The study is available for free download on SSRN here.
What can marketers learn from this study?
The conventional wisdom is that effective social marketing requires encouraging active participation. Real benefits accrue when social capital is produced through a dense network of relationships between customers. All this requires time, effort, and resources. Consequently, many marketers have moved away from maintaining proprietary online communities to social media that require less commitment such as Facebook and Instagram.
Our findings suggest something entirely different. They provide marketers with a clear and compelling method of harnessing consumers’ preferences for a social group that already interests them such as the university they attended, the place where they grew up, etc. for engagement with their own brand.
What is more, this method is simple and cheap to apply. No online social interaction is involved. So content moderators or community managers are not needed to maintain or police the community. Nor is there a need to find ways to prod members to participate.

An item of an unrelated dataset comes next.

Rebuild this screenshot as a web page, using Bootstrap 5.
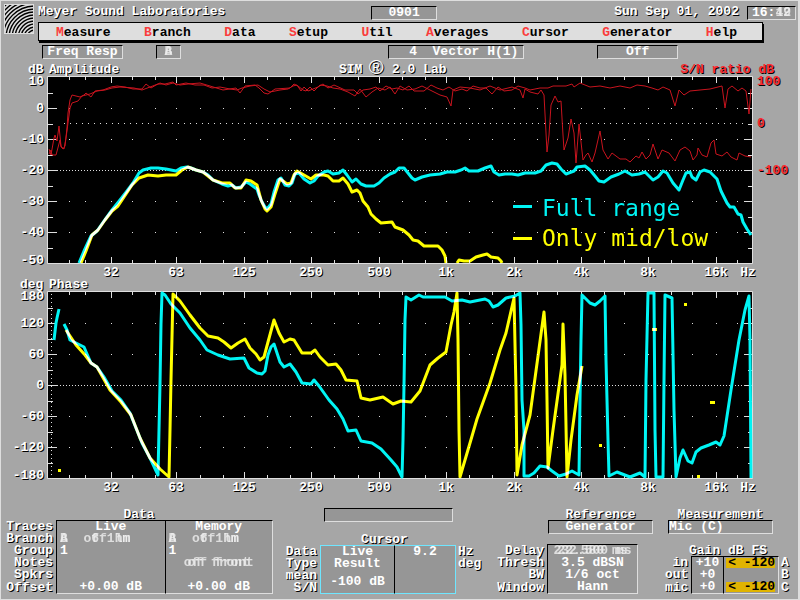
<!DOCTYPE html>
<html lang="en">
<head>
<meta charset="utf-8">
<meta name="viewport" content="width=device-width, initial-scale=1">
<title>Meyer Sound Laboratories – SIM 2.0 Lab</title>
<link href="https://cdn.jsdelivr.net/npm/bootstrap@5.3.0/dist/css/bootstrap.min.css" rel="stylesheet">
<style>
  body {
    background: #a6a6a6; color: #fff;
    font: bold 13px/12px "Liberation Mono", monospace;
    box-shadow: inset 1px 1px 0 #dedede, inset -2px -1px 0 #dedede;
  }
  .etched, .readings th, .readings caption, .readings .unit { text-shadow: 1px 1px 0 #000; }
  .logo { width: 30px; height: 30px; margin: 4px 4px 0 4px; }
  .title-row { height: 22px; padding: 6px 4px 0 0; display: grid; grid-template-columns: 331fr 65fr 176fr auto auto; }
  .sunken {
    background: #969696; border: 1px solid; border-color: #000 #dedede #dedede #000;
    height: 14px; line-height: 12px; white-space: pre; text-align: center;
  }
  .menu-bar {
    background: #dedede; border: 1px solid #000; box-shadow: 1px 2px 0 #000;
    margin-right: 37px; padding: 0 25px 0 17px; height: 19px;
  }
  .menu-bar a { display: block; color: #000; text-decoration: none; line-height: 19px; }
  .menu-bar a::first-letter { color: #fa3c3c; }
  .mode-row { display: grid; grid-template-columns: 81fr 33fr 25fr 207fr 137fr 73fr 81fr 122fr; padding: 4px 0 0 42px; }
  .chart { display: block; width: 100%; height: auto; overflow: visible; }
  .chart text { fill: #fff; text-shadow: 1px 1px 0 #000; }
  .chart .red { fill: #fa2c34; }
  .chart .end { text-anchor: end; }
  .chart .mid { text-anchor: middle; }
  .chart .reg { font: 20px "Liberation Sans", sans-serif; }
  .chart .key { font: 23px "DejaVu Sans Mono", monospace; text-shadow: none; }
  .chart .cy { fill: #00f4f4; } .chart .ye { fill: #ffff00; }
  .chart polyline, .chart path { fill: none; stroke-linejoin: round; }
  .sn { stroke: #c8141e; stroke-width: 1; }
  .full { stroke: #00f4f4; stroke-width: 3; }
  .low { stroke: #ffff00; stroke-width: 3; mix-blend-mode: screen; }
  .axis { stroke: #dedede; stroke-width: 1; }
  .plot { isolation: isolate; }
  .footer-grid { display: grid; grid-template-columns: 268fr 199fr 157fr 126fr; column-gap: 12px; align-items: end; padding: 0 9px 6px 5px; }
  .readings { width: 100%; border-collapse: separate; border-spacing: 0; table-layout: fixed; }
  .readings caption { caption-side: top; color: #fff; padding: 0; text-align: center; line-height: 11px; }
  .readings th, .readings td { padding: 0; height: 12px; line-height: 12px; white-space: pre; }
  .readings th { text-align: right; padding-right: 3px; }
  .readings .unit { text-align: left; padding-left: 2px; }
  .readings .val { background: #969696; text-align: center; }
  .readings .first { border-left: 1px solid #000; }
  .readings .last { border-right: 1px solid #dedede; }
  .readings .split { border-left: 1px solid #000; }
  .readings tr:first-child .val { border-top: 1px solid #000; }
  .readings tr:last-child .val { border-bottom: 1px solid #dedede; }
  .readings .val.start { text-align: left; padding-left: 3px; }
  .readings.cursor-set tbody tr .val { border-color: #6ee6ff; }
  .readings.cursor-set tbody tr .val.split { border-left-color: #000; }
  .readings.cursor-set tbody tr .val.floor { border-bottom: 1px solid #6ee6ff; }
  .alarm { background: #e0b400; color: #000; display: block; line-height: 10px; margin: 1px 3px 1px 2px; text-align: right; }
  .w-label { width: 51px; } .w-unit { width: 28px; } .w-gain { width: 32px; } .w-short { width: 26px; }
  .w-tail { width: 12px; } .w-cursor { width: 35px; } .w-live { width: 74px; } .w-spare { width: 15px; }
  .blend { display: inline-grid; justify-items: center; color: #f0f0f0; }
  .blend > span { grid-area: 1 / 1; opacity: .8; }
  .message { margin: 0 31px 12px 39px; }
  .side-head { line-height: 11px; text-align: center; }
  .ref-head { margin-left: 52px; }
  .ref-set { margin-top: 10px; }
  .meas-head { margin: 0 18px 0 3px; }
  .gain-set { margin-top: 11px; }
</style>
<script src="https://cdn.jsdelivr.net/npm/bootstrap@5.3.0/dist/js/bootstrap.bundle.min.js"></script>
</head>
<body class="min-vh-100 d-flex flex-column">

<header class="d-flex">
  <svg class="logo flex-shrink-0" viewBox="0 0 30 30" aria-label="Meyer Sound logo">
    <rect width="30" height="30" fill="#dedede"/>
    <g id="rings" fill="none" stroke="#000" stroke-width="1.4"></g>
    <rect x=".5" y=".5" width="29" height="29" fill="none" stroke="#dedede"/>
  </svg>
  <div class="flex-grow-1">
    <div class="title-row">
      <span class="etched">Meyer Sound Laboratories</span>
      <div class="sunken">0901</div>
      <span></span>
      <span class="etched pe-2">Sun Sep 01, 2002</span>
      <div class="sunken px-1">16:<span class="blend"><span>42</span><span>19</span></span></div>
    </div>
    <nav class="menu-bar d-flex justify-content-between">
      <a href="#">Measure</a><a href="#">Branch</a><a href="#">Data</a><a href="#">Setup</a><a href="#">Util</a><a href="#">Averages</a><a href="#">Cursor</a><a href="#">Generator</a><a href="#">Help</a>
    </nav>
  </div>
</header>

<div class="mode-row">
  <div class="sunken">Freq Resp</div><span></span>
  <div class="sunken"><span class="blend"><span>A</span><span>B</span></span></div><span></span>
  <div class="sunken">  4  Vector H(1)</div><span></span>
  <div class="sunken">Off</div>
</div>

<main class="flex-grow-1">
  <svg class="chart" viewBox="0 59 800 218" role="img" aria-label="Amplitude and S/N ratio">
    <text x="28" y="73">dB</text><text x="49" y="73">Amplitude</text>
    <text x="339" y="73">SIM</text><text class="mid reg" x="376" y="74">®</text><text x="392" y="73">2.0 Lab</text>
    <text class="red end" x="774" y="73">S/N ratio dB</text>
    <g class="plot">
      <rect x="48" y="77" width="704" height="186"/>
      <g class="axis" data-top="77"></g>
      <path class="axis" d="M64 123.5H744" stroke-dasharray="1 5"/>
      <polyline class="sn" points="49,149 51,155 54,138 55,135 57,141 59,126 61,146 63,149 65,146 67,128 68,113 70,100 72,95 80,97 84,95 86,93 91,97 95,91 103,90 111,87 117,86 125,87 133,89 142,89 146,84 151,88 156,85 160,83 166,85 173,83 180,85 188,84 200,83 210,86 223,90 236,88 240,93 245,86 255,85 259,88 264,93 268,94 275,89 290,88 294,84 298,86 303,90 306,91 310,87 314,91 320,85 327,86 333,88 340,89 348,92 355,96 360,89 366,97 372,92 378,88 385,90 390,87 395,94 400,86 407,90 415,89 422,86 430,90 436,93 440,95 447,97 451,106 453,90 460,87 470,88 480,90 490,86 500,90 512,87 520,90 523,98 525,89 530,92 538,94 541,90 544,95 547,152 549,135 551,105 555,96 558,102 561,101 563,135 564,150 568,138 571,119 574,133 576,163 579,124 583,160 586,155 588,153 592,162 595,153 600,131 603,150 608,159 612,153 620,159 626,159 630,162 636,156 639,158 642,152 646,159 650,155 653,144 658,159 662,150 669,153 675,161 680,150 685,147 690,151 693,160 697,155 698,148 702,155 707,157 711,143 714,140 716,154 722,156 727,152 731,157 737,160 739,153 745,156 751,157"/>
      <polyline class="sn" points="49,154 51,150 52,155 56,155 60,140 61,147 64,149 66,138 70,108 72,103 78,101 82,96 90,94 97,91 105,90 112,88 120,87 134,88 142,90 150,87 158,84 165,84 173,82 176,85 186,83 195,85 204,85 212,88 220,87 230,89 237,90 242,88 250,86 258,85 264,89 270,92 280,90 288,89 293,86 297,85 301,91 304,87 308,91 313,89 318,87 323,84 328,88 334,85 345,90 354,90 358,94 363,90 370,89 376,87 380,91 386,86 392,89 397,88 403,90 409,86 414,91 424,91 431,85 437,88 443,90 449,87 455,91 462,89 467,91 473,86 480,88 486,88 492,94 498,87 504,91 512,90 518,86 525,88 530,90 540,88 548,88 553,86 560,86 566,86 572,84 574,87 580,83 590,87 600,86 610,88 620,86 630,88 637,85 645,86 652,88 658,90 663,87 670,90 675,106 679,90 684,95 690,91 700,90 710,89 722,86 725,108 728,89 732,86 738,91 742,88 746,91 749,114 751,89"/>
      <polyline class="full" points="79,263 84,251 91,236 97,231 104,221 112,210 120,200 127,191 133,183 139,173 143,170 151,168 158,168 166,169 176,171 181,168 187,167 191,168 196,170 203,172 208,175 213,180 222,184 228,186 232,185 236,188 241,187 246,182 250,184 257,189 259,195 262,202 265,207 267,209 271,204 274,192 278,180 281,178 285,185 289,186 292,183 295,174 299,173 304,179 310,183 314,181 318,176 324,172 328,171 333,174 339,173 343,170 347,175 352,182 356,179 361,184 366,186 374,186 379,183 384,178 390,174 395,172 399,168 404,168 408,173 412,178 415,180 422,177 430,175 440,174 447,172 455,172 461,170 465,168 469,171 478,171 485,168 491,166 494,172 499,175 505,174 512,174 518,175 525,173 535,173 541,171 546,165 552,163 557,164 561,169 566,174 574,171 577,167 585,166 590,170 595,176 599,181 604,182 611,177 619,174 625,171 632,175 639,174 645,172 649,176 653,180 658,177 663,171 667,173 673,183 679,190 683,180 686,173 690,172 692,177 696,180 700,172 704,170 710,172 717,179 721,191 727,203 730,207 734,207 738,214 741,215 743,222 747,229 751,235"/>
      <polyline class="low" points="81,263 86,251 92,235 98,230 105,220 112,211 118,206 126,194 132,185 139,178 148,175 158,176 166,175 176,175 182,170 188,167 196,170 203,172 213,180 222,183 230,183 235,188 241,188 246,180 251,181 257,185 261,200 265,209 267,211 271,207 275,194 280,179 283,181 287,184 291,183 294,175 297,171 304,175 311,179 316,175 324,175 328,176 333,181 339,181 343,178 348,184 352,192 357,190 360,193 363,201 368,207 371,214 376,219 381,223 392,222 395,227 403,230 409,235 413,240 418,241 424,246 438,246 442,250 445,256 446,263"/>
      <polyline class="low" points="457,263 459,260 464,261 470,261 476,257 483,255 487,254 491,257 498,258 501,261 502,263"/>
      <path class="full" d="M513 206.500H532"/><path class="low" d="M513 238.500H532"/>
      <text class="key cy" x="542" y="216">Full range</text>
      <text class="key ye" x="542" y="246">Only mid/low</text>
    </g>
    <g class="end">
      <text x="44" y="85">10</text><text x="44" y="112">0</text><text x="44" y="143">-10</text><text x="44" y="174">-20</text><text x="44" y="205">-30</text><text x="44" y="236">-40</text><text x="44" y="264">-50</text>
    </g>
    <text class="red" x="757" y="85">100</text><text class="red" x="757" y="127">0</text><text class="red" x="757" y="174">-100</text>
    <g class="mid" data-freq="276"></g>
  </svg>

  <svg class="chart" viewBox="0 277 800 216" role="img" aria-label="Phase">
    <text x="20" y="288">deg</text><text x="49" y="288">Phase</text>
    <g class="plot">
      <rect x="48" y="292" width="704" height="186"/>
      <g class="axis" data-top="292"></g>
      <path class="axis" d="M51.500 294V477" stroke-dasharray="1 3"/>
      <polyline class="full" points="54,340 56,323 57,318 59,309"/>
      <polyline class="full" points="64,324 67,330 70,340 76,343 84,347 87,354 91,363 97,367 104,377 112,391 121,400 130,413 136,428 142,443 150,458 158,475 159,430 160,384 161,324 162,293 165,295 171,304 180,313 190,328 200,340 207,350 218,355 230,359 244,358 249,368 257,373 262,374 265,371 268,355 271,347 274,344 277,353 280,362 284,367 290,364 296,372 302,383 311,384 314,380 319,386 329,400 337,409 343,419 348,431 356,430 361,441 372,443 381,449 391,460 397,467 402,477 403,440 404,385 405,320 406,297 411,300 419,295 423,297 445,297 452,301 462,300 470,302 485,299 489,301 493,307 498,305 506,298 515,296 520,293 521,325 522,400 524,430 524,476 529,476 534,473 540,466 547,467 552,471 559,476 566,474 572,471 579,475 580,400 581,340 582,295 590,303 595,305 600,301 605,296 606,360 608,440 609,476 617,472 630,477 640,473 645,477 646,380 648,293 654,293 655,430 656,477 663,477 664,380 665,295 672,298 674,410 676,477 680,458 683,450 688,461 692,463 696,452 701,448 709,445 716,442 720,445 724,436 731,390 739,340 745,310 749,296 750,340 751,478"/>
      <polyline class="low" points="66,330 76,345 85,355 91,363 97,367 110,390 121,402 131,415 140,438 150,458 160,469 169,477 170,430 171,380 173,294 180,301 190,315 200,328 208,336 218,338 224,342 231,348 238,343 245,339 250,348 256,354 260,360 264,357 268,342 274,320 279,333 284,342 290,339 294,340 302,353 311,353 315,350 320,357 328,365 336,364 341,370 346,380 357,381 361,398 370,400 383,397 393,404 401,401 411,402 420,391 430,365 438,358 446,352 451,325 454,312 457,293 458,340 459,430 460,477 470,443 477,419 490,383 500,350 506,333 514,298 516,390 517,475 522,445 530,415 544,312 546,340 547,400 548,468 553,430 562,365 563,324 565,375 567,477 571,440 577,395 582,366"/>
      <path class="low" d="M58 470.500h3M684 304.500h3M652 329.500h5M710 402.500h5M599 445.500h3M697 476.500h3"/>
    </g>
    <g class="end">
      <text x="44" y="300">180</text><text x="44" y="327">120</text><text x="44" y="358">60</text><text x="44" y="389">0</text><text x="44" y="420">-60</text><text x="44" y="451">-120</text><text x="44" y="479">-180</text>
    </g>
    <g class="mid" data-freq="491"></g>
  </svg>
</main>

<footer class="footer-grid">
  <table class="readings">
    <caption>Data</caption>
    <colgroup><col class="w-label"><col><col></colgroup>
    <tbody>
    <tr><th scope="row">Traces</th><td class="val first">Live</td><td class="val split last">Memory</td></tr>
    <tr><th scope="row">Branch</th><td class="val first start"><span class="blend"><span>A</span><span>B</span></span>  <span class="blend"><span>off1hm</span><span> 6  lm</span></span></td><td class="val split last start"><span class="blend"><span>A</span><span>B</span></span>  <span class="blend"><span>off1hm</span><span> 6  lm</span></span></td></tr>
    <tr><th scope="row">Group</th><td class="val first start">1</td><td class="val split last start">1</td></tr>
    <tr><th scope="row">Notes</th><td class="val first"></td><td class="val split last"><span class="blend"><span>off front</span><span>of front</span></span></td></tr>
    <tr><th scope="row">Spkrs</th><td class="val first"></td><td class="val split last"></td></tr>
    <tr><th scope="row">Offset</th><td class="val first">+0.00 dB</td><td class="val split last">+0.00 dB</td></tr>
    </tbody>
  </table>

  <div>
    <div class="sunken message"></div>
    <table class="readings cursor-set">
      <caption>Cursor</caption>
      <colgroup><col class="w-cursor"><col class="w-live"><col><col class="w-unit"></colgroup>
      <tbody>
      <tr><th scope="row">Data</th><td class="val first">Live</td><td class="val split last">9.2</td><td class="unit">Hz</td></tr>
      <tr><th scope="row">Type</th><td class="val first">Result</td><td class="val split last"></td><td class="unit">deg</td></tr>
      <tr><th scope="row">mean</th><td class="val first floor" rowspan="2">-100 dB</td><td class="val split last floor" rowspan="2"></td><td></td></tr>
      <tr><th scope="row">S/N</th><td></td></tr>
      </tbody>
    </table>
  </div>

  <div>
    <div class="side-head etched ref-head">Reference</div>
    <div class="sunken ref-head">Generator</div>
    <table class="readings ref-set">
      <colgroup><col class="w-label"><col><col class="w-spare"></colgroup>
      <tbody>
      <tr><th scope="row">Delay</th><td class="val first last"><span class="blend"><span>232.500 ms</span><span>22.580 ms</span></span></td><td></td></tr>
      <tr><th scope="row">Thresh</th><td class="val first last">3.5 dBSN</td><td></td></tr>
      <tr><th scope="row">BW</th><td class="val first last">1/6 oct</td><td></td></tr>
      <tr><th scope="row">Window</th><td class="val first last">Hann</td><td></td></tr>
      </tbody>
    </table>
  </div>

  <div>
    <div class="side-head etched meas-head">Measurement</div>
    <div class="sunken meas-head text-start">Mic (C)</div>
    <table class="readings gain-set">
      <caption>Gain dB FS</caption>
      <colgroup><col class="w-short"><col class="w-gain"><col><col class="w-tail"></colgroup>
      <tbody>
      <tr><th scope="row">in</th><td class="val first">+10</td><td class="val split last"><span class="alarm">&lt; -120</span></td><td class="unit">A</td></tr>
      <tr><th scope="row">out</th><td class="val first">+0</td><td class="val split last"></td><td class="unit">B</td></tr>
      <tr><th scope="row">mic</th><td class="val first">+0</td><td class="val split last"><span class="alarm">&lt; -120</span></td><td class="unit">C</td></tr>
      </tbody>
    </table>
  </div>
</footer>

<script>
  const bands = { 111: '32', 176: '63', 244: '125', 311: '250', 379: '500', 446: '1k', 514: '2k', 581: '4k', 648: '8k', 716: '16k' };
  const majors = Object.keys(bands).map(Number);
  const minors = [69, 85, 132, 155, 200, 223, 267, 290, 334, 358, 402, 425, 469, 492, 537, 557, 604, 624, 671, 692, 737];

  document.querySelectorAll('[data-top]').forEach(g => {
    const top = +g.dataset.top, bottom = top + 186;
    let d = '';
    [[majors, 6], [minors, 3]].forEach(([xs, len]) => xs.forEach(x => {
      d += `M${x + .5} ${top}v${len}M${x + .5} ${bottom}v-${len}`;
      [31, 62, 124, 155].forEach(y => d += `M${x} ${top + y + .5}h1`);
    }));
    [31, 62, 93, 124, 155].forEach(y => d += `M48 ${top + y + .5}h9M752 ${top + y + .5}h-8`);
    [16, 47, 78, 109, 140, 171].forEach(y => d += `M48 ${top + y + .5}h5M752 ${top + y + .5}h-4`);
    g.innerHTML = `<path d="${d}"/><path stroke-dasharray="1 2" d="M57 ${top + 93.5}H744"/>
      <path d="M47.500 ${top - .5}H752.500V${bottom + .5}H47.500Z"/>`;
  });

  document.querySelectorAll('[data-freq]').forEach(g => {
    const y = g.dataset.freq;
    g.innerHTML = majors.map(x => `<text x="${x}" y="${y}">${bands[x]}</text>`).join('') + `<text x="748" y="${y}">Hz</text>`;
  });

  let rings = '';
  for (let r = 5; r < 46; r += 3) rings += `<circle cx="31" cy="34" r="${r}"/>`;
  document.getElementById('rings').innerHTML = rings;
</script>
</body>
</html>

Membership is bestowed on customers simply by having them click a button once and joining an affiliation group on the site. This can be easily done through a mobile app.
Our study answers the question about how to engage customers cheaply. Simply give them an opportunity to join an affiliation group of their choice on your site or store and to express their admiration for groups they already admire and love, nothing more. The positive feelings will transfer to the company’s brands and produce more engaged and profitable customers.